Já
não posso duvidar de que alguma coisa me aconteceu. Veio como uma doença, não
como uma certeza comum, não como uma evidência. Instalou-se pouco a pouco,
sorrateiramente: senti-me um pouco estranho, um pouco incomodo, e isso foi
tudo. Uma vez no lugar, não mais se mexeu, aquietou-se, e pude me persuadir de
que não tinha nada, que era um alarme falso. Eis que agora a coisa se expande.
[...]
Em
minhas mãos, por exemplo, há algo de novo, uma determinada maneira de segurar
meu cachimbo ou meu garfo. Ou então é o garfo que tem agora uma determinada
maneira de ser segurado, não sei. Ainda há pouco, quando ia entrando em meu
quarto, parei de repente, porque sentia em minha mão um objeto frio que retinha
minha atenção através de uma espécie de personalidade. Abri a mão, olhei:
estava segurando apenas o trinco da porta.
Esta
manhã, na biblioteca, quando o Autodidata veio me cumprimentar, levei dez
segundos para reconhecê-lo. Via um rosto desconhecido, apenas um rosto. E
depois havia sua mão, como se fosse um grande verme branco, em minha mão.

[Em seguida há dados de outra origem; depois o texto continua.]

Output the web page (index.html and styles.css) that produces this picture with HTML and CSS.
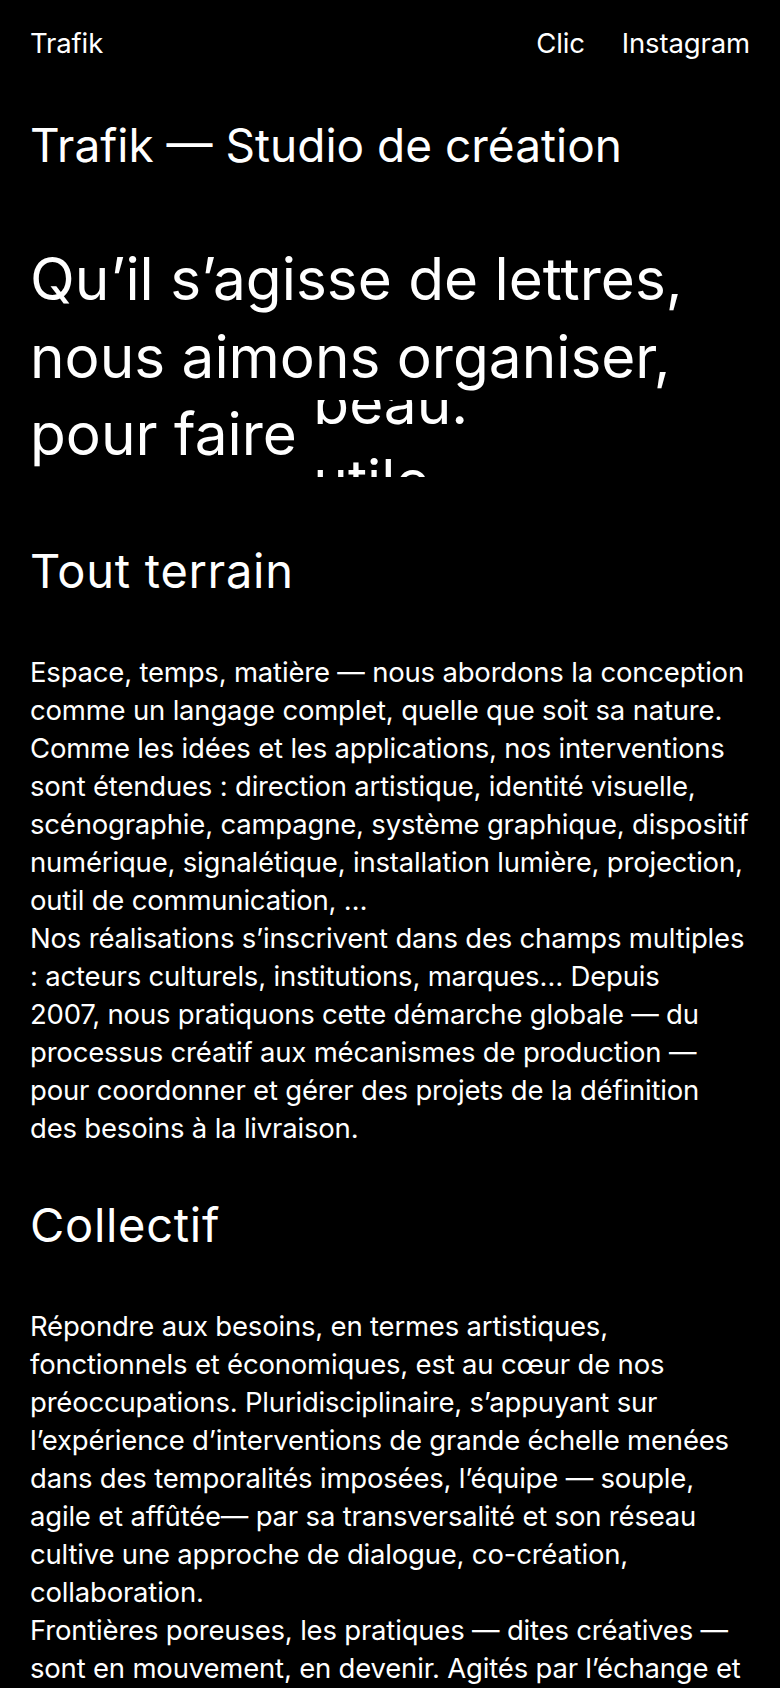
FILE: index.html
```html
<!DOCTYPE html>
<html lang="fr">
<head>
<meta charset="utf-8">
<meta name="viewport" content="width=device-width, initial-scale=1">
<title>Trafik — Studio de création</title>
<link rel="stylesheet" href="styles.css">
</head>
<body>
<header class="site-header">
  <a class="brand" href="#">Trafik</a>
  <nav class="links">
    <a href="#">Clic</a>
    <a href="#">Instagram</a>
  </nav>
</header>
<main class="content">
  <h1 class="title">Trafik — Studio de création</h1>
  <p class="hero">Qu’il s’agisse de lettres, nous aimons organiser, pour faire <span class="ticker"><span class="ticker-track"><span class="ticker-word">beau.</span><span class="ticker-word">utile</span></span></span></p>

  <section class="block block-first">
    <h2 class="block-title">Tout terrain</h2>
    <div class="block-text">
      <p>Espace, temps, matière — nous abordons la conception comme un langage complet, quelle que soit sa nature. Comme les idées et les applications, nos interventions sont étendues : direction artistique, identité visuelle, scénographie, campagne, système graphique, dispositif numérique, signalétique, installation lumière, projection, outil de communication, …</p>
      <p>Nos réalisations s’inscrivent dans des champs multiples : acteurs culturels, institutions, marques… Depuis 2007,&nbsp;nous pratiquons cette démarche globale — du processus créatif aux mécanismes de production — pour coordonner et gérer des projets de la définition des besoins à la livraison.</p>
    </div>
  </section>

  <section class="block">
    <h2 class="block-title">Collectif</h2>
    <div class="block-text">
      <p>Répondre aux besoins, en termes artistiques, fonctionnels et économiques, est au cœur de nos préoccupations. Pluridisciplinaire, s’appuyant sur l’expérience d’interventions de grande échelle menées dans des temporalités imposées, l’équipe — souple, agile et affûtée— par sa transversalité et son réseau cultive une approche de dialogue, co-création, collaboration.</p>
      <p>Frontières poreuses, les pratiques — dites créatives — sont en mouvement, en devenir. Agités par l’échange et le partage.</p>
    </div>
  </section>
</main>
</body>
</html>
```

FILE: styles.css
```css
* { box-sizing: border-box; }

html, body {
  margin: 0;
  padding: 0;
  background: #000;
  color: #fff;
}

body {
  font-family: "Inter", "Roboto", sans-serif;
  font-weight: 400;
  -webkit-font-smoothing: antialiased;
}

a {
  color: inherit;
  text-decoration: none;
}

.site-header {
  display: flex;
  justify-content: space-between;
  align-items: flex-start;
  padding: 26px 30px 0;
  font-size: 27.5px;
  line-height: 34px;
  letter-spacing: -0.005em;
}

.links {
  display: flex;
  gap: 37px;
}

.content {
  padding: 0 30px;
}

.title {
  margin: 57px 0 0;
  font-size: 46px;
  line-height: 56px;
  font-weight: 400;
  letter-spacing: 0;
}

.hero {
  margin: 67px 0 0;
  font-size: 58.5px;
  line-height: 77.5px;
  letter-spacing: 0;
}

.ticker {
  display: inline-block;
  height: 77px;
  overflow: hidden;
  vertical-align: -22px;
}

.ticker-track {
  display: flex;
  flex-direction: column;
  transform: translateY(-36px);
}

.ticker-word {
  display: block;
  line-height: 77.5px;
}

.block {
  margin-top: 50px;
}

.block-first {
  margin-top: 66px;
}

.block-title {
  margin: 0 0 54px;
  font-size: 47px;
  line-height: 56px;
  font-weight: 400;
  letter-spacing: 0.015em;
}

.block-text p {
  margin: 0;
  font-size: 27.5px;
  line-height: 38px;
  letter-spacing: -0.007em;
}
```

Soltei-a logo, e o braço descaiu frouxamente.
Também
nas ruas há uma quantidade de ruídos estranhos que persistem.
Portanto,
ocorreu uma mudança durante essas últimas semanas. Mas onde? É uma mudança
abstrata que não se fixa em nada. Fui eu que mudei? Se não fui eu, então foi
este quarto, esta cidade, esta natureza; é preciso decidir.